>> begin

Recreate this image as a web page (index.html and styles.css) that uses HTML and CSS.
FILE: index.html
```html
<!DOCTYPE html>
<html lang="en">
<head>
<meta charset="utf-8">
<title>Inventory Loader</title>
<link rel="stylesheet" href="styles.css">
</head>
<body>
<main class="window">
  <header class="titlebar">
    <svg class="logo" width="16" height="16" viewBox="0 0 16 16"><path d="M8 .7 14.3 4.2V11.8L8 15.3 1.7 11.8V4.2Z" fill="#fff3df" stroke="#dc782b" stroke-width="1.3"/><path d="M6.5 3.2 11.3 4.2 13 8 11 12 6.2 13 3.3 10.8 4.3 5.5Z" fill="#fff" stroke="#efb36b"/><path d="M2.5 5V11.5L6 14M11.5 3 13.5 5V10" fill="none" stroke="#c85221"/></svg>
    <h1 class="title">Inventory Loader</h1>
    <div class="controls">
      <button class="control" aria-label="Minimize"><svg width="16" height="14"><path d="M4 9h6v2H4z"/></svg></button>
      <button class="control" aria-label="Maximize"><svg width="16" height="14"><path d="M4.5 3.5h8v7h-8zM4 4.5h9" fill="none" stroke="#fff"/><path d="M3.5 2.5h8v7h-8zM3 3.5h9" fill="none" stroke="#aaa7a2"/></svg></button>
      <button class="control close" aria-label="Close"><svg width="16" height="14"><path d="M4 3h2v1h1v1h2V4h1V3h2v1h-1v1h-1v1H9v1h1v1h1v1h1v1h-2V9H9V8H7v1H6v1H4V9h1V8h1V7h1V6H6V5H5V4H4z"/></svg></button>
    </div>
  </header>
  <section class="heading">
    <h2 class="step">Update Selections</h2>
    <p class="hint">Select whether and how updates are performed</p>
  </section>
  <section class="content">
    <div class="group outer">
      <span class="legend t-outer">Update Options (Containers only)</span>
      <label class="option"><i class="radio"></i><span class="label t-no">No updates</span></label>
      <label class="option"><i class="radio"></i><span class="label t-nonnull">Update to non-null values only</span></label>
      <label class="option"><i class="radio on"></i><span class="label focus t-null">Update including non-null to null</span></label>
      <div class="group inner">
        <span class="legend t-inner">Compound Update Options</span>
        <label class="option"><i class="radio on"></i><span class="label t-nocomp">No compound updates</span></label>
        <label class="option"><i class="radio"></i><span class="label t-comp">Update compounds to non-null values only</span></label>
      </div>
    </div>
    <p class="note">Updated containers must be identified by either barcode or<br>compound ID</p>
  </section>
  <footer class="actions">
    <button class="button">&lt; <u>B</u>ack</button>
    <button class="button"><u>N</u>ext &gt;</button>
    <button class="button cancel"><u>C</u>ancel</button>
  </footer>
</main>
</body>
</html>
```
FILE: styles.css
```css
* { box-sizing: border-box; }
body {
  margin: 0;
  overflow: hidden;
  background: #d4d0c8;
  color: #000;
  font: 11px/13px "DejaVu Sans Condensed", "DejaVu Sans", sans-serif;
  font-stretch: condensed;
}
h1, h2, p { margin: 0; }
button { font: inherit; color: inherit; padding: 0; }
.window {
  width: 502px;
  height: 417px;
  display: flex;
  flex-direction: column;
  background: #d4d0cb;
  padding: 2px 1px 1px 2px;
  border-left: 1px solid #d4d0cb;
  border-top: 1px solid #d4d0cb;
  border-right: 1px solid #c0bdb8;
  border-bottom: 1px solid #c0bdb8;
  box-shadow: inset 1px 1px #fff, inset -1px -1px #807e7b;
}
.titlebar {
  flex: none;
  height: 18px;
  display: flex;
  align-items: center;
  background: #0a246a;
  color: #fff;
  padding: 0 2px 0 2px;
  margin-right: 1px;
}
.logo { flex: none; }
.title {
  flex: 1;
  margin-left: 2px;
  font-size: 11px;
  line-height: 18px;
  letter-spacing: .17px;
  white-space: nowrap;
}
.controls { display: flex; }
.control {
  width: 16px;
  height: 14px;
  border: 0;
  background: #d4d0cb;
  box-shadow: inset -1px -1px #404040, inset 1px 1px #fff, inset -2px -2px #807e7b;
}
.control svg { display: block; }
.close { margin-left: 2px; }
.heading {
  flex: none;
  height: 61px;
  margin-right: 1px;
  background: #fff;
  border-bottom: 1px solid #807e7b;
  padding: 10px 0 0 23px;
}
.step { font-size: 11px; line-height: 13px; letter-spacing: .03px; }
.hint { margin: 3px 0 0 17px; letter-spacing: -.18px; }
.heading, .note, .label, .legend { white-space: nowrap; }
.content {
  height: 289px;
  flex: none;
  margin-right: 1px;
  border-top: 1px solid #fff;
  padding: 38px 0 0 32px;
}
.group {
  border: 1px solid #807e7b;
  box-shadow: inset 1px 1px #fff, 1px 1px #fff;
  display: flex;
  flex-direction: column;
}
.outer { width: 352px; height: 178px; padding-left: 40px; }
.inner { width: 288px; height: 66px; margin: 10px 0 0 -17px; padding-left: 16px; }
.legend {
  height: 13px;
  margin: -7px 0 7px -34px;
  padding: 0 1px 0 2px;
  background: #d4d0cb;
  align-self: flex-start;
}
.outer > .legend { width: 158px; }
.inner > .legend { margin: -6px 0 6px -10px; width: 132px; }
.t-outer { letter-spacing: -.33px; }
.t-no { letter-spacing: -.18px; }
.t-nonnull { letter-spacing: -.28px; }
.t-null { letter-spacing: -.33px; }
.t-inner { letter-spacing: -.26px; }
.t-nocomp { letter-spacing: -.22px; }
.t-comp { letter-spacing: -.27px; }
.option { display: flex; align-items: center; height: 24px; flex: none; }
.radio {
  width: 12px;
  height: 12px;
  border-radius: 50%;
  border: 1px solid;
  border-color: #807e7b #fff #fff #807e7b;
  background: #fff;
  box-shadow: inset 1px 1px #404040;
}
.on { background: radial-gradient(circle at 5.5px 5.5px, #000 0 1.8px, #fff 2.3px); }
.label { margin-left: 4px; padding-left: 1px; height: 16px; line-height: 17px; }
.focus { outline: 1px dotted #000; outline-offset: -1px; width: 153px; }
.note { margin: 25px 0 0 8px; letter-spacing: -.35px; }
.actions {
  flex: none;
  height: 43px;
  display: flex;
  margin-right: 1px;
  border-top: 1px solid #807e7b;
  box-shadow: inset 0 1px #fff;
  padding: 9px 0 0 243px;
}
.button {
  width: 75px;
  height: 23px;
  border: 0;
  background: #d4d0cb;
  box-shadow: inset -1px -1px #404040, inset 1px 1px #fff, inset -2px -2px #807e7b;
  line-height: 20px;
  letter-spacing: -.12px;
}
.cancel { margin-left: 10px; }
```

>> end

● **What to produce**
Copy the data above in full, character for character.

● **Expected answer**
Recreate this image as a web page (index.html and styles.css) that uses HTML and CSS.
FILE: index.html
```html
<!DOCTYPE html>
<html lang="en">
<head>
<meta charset="utf-8">
<title>Inventory Loader</title>
<link rel="stylesheet" href="styles.css">
</head>
<body>
<main class="window">
  <header class="titlebar">
    <svg class="logo" width="16" height="16" viewBox="0 0 16 16"><path d="M8 .7 14.3 4.2V11.8L8 15.3 1.7 11.8V4.2Z" fill="#fff3df" stroke="#dc782b" stroke-width="1.3"/><path d="M6.5 3.2 11.3 4.2 13 8 11 12 6.2 13 3.3 10.8 4.3 5.5Z" fill="#fff" stroke="#efb36b"/><path d="M2.5 5V11.5L6 14M11.5 3 13.5 5V10" fill="none" stroke="#c85221"/></svg>
    <h1 class="title">Inventory Loader</h1>
    <div class="controls">
      <button class="control" aria-label="Minimize"><svg width="16" height="14"><path d="M4 9h6v2H4z"/></svg></button>
      <button class="control" aria-label="Maximize"><svg width="16" height="14"><path d="M4.5 3.5h8v7h-8zM4 4.5h9" fill="none" stroke="#fff"/><path d="M3.5 2.5h8v7h-8zM3 3.5h9" fill="none" stroke="#aaa7a2"/></svg></button>
      <button class="control close" aria-label="Close"><svg width="16" height="14"><path d="M4 3h2v1h1v1h2V4h1V3h2v1h-1v1h-1v1H9v1h1v1h1v1h1v1h-2V9H9V8H7v1H6v1H4V9h1V8h1V7h1V6H6V5H5V4H4z"/></svg></button>
    </div>
  </header>
  <section class="heading">
    <h2 class="step">Update Selections</h2>
    <p class="hint">Select whether and how updates are performed</p>
  </section>
  <section class="content">
    <div class="group outer">
      <span class="legend t-outer">Update Options (Containers only)</span>
      <label class="option"><i class="radio"></i><span class="label t-no">No updates</span></label>
      <label class="option"><i class="radio"></i><span class="label t-nonnull">Update to non-null values only</span></label>
      <label class="option"><i class="radio on"></i><span class="label focus t-null">Update including non-null to null</span></label>
      <div class="group inner">
        <span class="legend t-inner">Compound Update Options</span>
        <label class="option"><i class="radio on"></i><span class="label t-nocomp">No compound updates</span></label>
        <label class="option"><i class="radio"></i><span class="label t-comp">Update compounds to non-null values only</span></label>
      </div>
    </div>
    <p class="note">Updated containers must be identified by either barcode or<br>compound ID</p>
  </section>
  <footer class="actions">
    <button class="button">&lt; <u>B</u>ack</button>
    <button class="button"><u>N</u>ext &gt;</button>
    <button class="button cancel"><u>C</u>ancel</button>
  </footer>
</main>
</body>
</html>
```
FILE: styles.css
```css
* { box-sizing: border-box; }
body {
  margin: 0;
  overflow: hidden;
  background: #d4d0c8;
  color: #000;
  font: 11px/13px "DejaVu Sans Condensed", "DejaVu Sans", sans-serif;
  font-stretch: condensed;
}
h1, h2, p { margin: 0; }
button { font: inherit; color: inherit; padding: 0; }
.window {
  width: 502px;
  height: 417px;
  display: flex;
  flex-direction: column;
  background: #d4d0cb;
  padding: 2px 1px 1px 2px;
  border-left: 1px solid #d4d0cb;
  border-top: 1px solid #d4d0cb;
  border-right: 1px solid #c0bdb8;
  border-bottom: 1px solid #c0bdb8;
  box-shadow: inset 1px 1px #fff, inset -1px -1px #807e7b;
}
.titlebar {
  flex: none;
  height: 18px;
  display: flex;
  align-items: center;
  background: #0a246a;
  color: #fff;
  padding: 0 2px 0 2px;
  margin-right: 1px;
}
.logo { flex: none; }
.title {
  flex: 1;
  margin-left: 2px;
  font-size: 11px;
  line-height: 18px;
  letter-spacing: .17px;
  white-space: nowrap;
}
.controls { display: flex; }
.control {
  width: 16px;
  height: 14px;
  border: 0;
  background: #d4d0cb;
  box-shadow: inset -1px -1px #404040, inset 1px 1px #fff, inset -2px -2px #807e7b;
}
.control svg { display: block; }
.close { margin-left: 2px; }
.heading {
  flex: none;
  height: 61px;
  margin-right: 1px;
  background: #fff;
  border-bottom: 1px solid #807e7b;
  padding: 10px 0 0 23px;
}
.step { font-size: 11px; line-height: 13px; letter-spacing: .03px; }
.hint { margin: 3px 0 0 17px; letter-spacing: -.18px; }
.heading, .note, .label, .legend { white-space: nowrap; }
.content {
  height: 289px;
  flex: none;
  margin-right: 1px;
  border-top: 1px solid #fff;
  padding: 38px 0 0 32px;
}
.group {
  border: 1px solid #807e7b;
  box-shadow: inset 1px 1px #fff, 1px 1px #fff;
  display: flex;
  flex-direction: column;
}
.outer { width: 352px; height: 178px; padding-left: 40px; }
.inner { width: 288px; height: 66px; margin: 10px 0 0 -17px; padding-left: 16px; }
.legend {
  height: 13px;
  margin: -7px 0 7px -34px;
  padding: 0 1px 0 2px;
  background: #d4d0cb;
  align-self: flex-start;
}
.outer > .legend { width: 158px; }
.inner > .legend { margin: -6px 0 6px -10px; width: 132px; }
.t-outer { letter-spacing: -.33px; }
.t-no { letter-spacing: -.18px; }
.t-nonnull { letter-spacing: -.28px; }
.t-null { letter-spacing: -.33px; }
.t-inner { letter-spacing: -.26px; }
.t-nocomp { letter-spacing: -.22px; }
.t-comp { letter-spacing: -.27px; }
.option { display: flex; align-items: center; height: 24px; flex: none; }
.radio {
  width: 12px;
  height: 12px;
  border-radius: 50%;
  border: 1px solid;
  border-color: #807e7b #fff #fff #807e7b;
  background: #fff;
  box-shadow: inset 1px 1px #404040;
}
.on { background: radial-gradient(circle at 5.5px 5.5px, #000 0 1.8px, #fff 2.3px); }
.label { margin-left: 4px; padding-left: 1px; height: 16px; line-height: 17px; }
.focus { outline: 1px dotted #000; outline-offset: -1px; width: 153px; }
.note { margin: 25px 0 0 8px; letter-spacing: -.35px; }
.actions {
  flex: none;
  height: 43px;
  display: flex;
  margin-right: 1px;
  border-top: 1px solid #807e7b;
  box-shadow: inset 0 1px #fff;
  padding: 9px 0 0 243px;
}
.button {
  width: 75px;
  height: 23px;
  border: 0;
  background: #d4d0cb;
  box-shadow: inset -1px -1px #404040, inset 1px 1px #fff, inset -2px -2px #807e7b;
  line-height: 20px;
  letter-spacing: -.12px;
}
.cancel { margin-left: 10px; }
```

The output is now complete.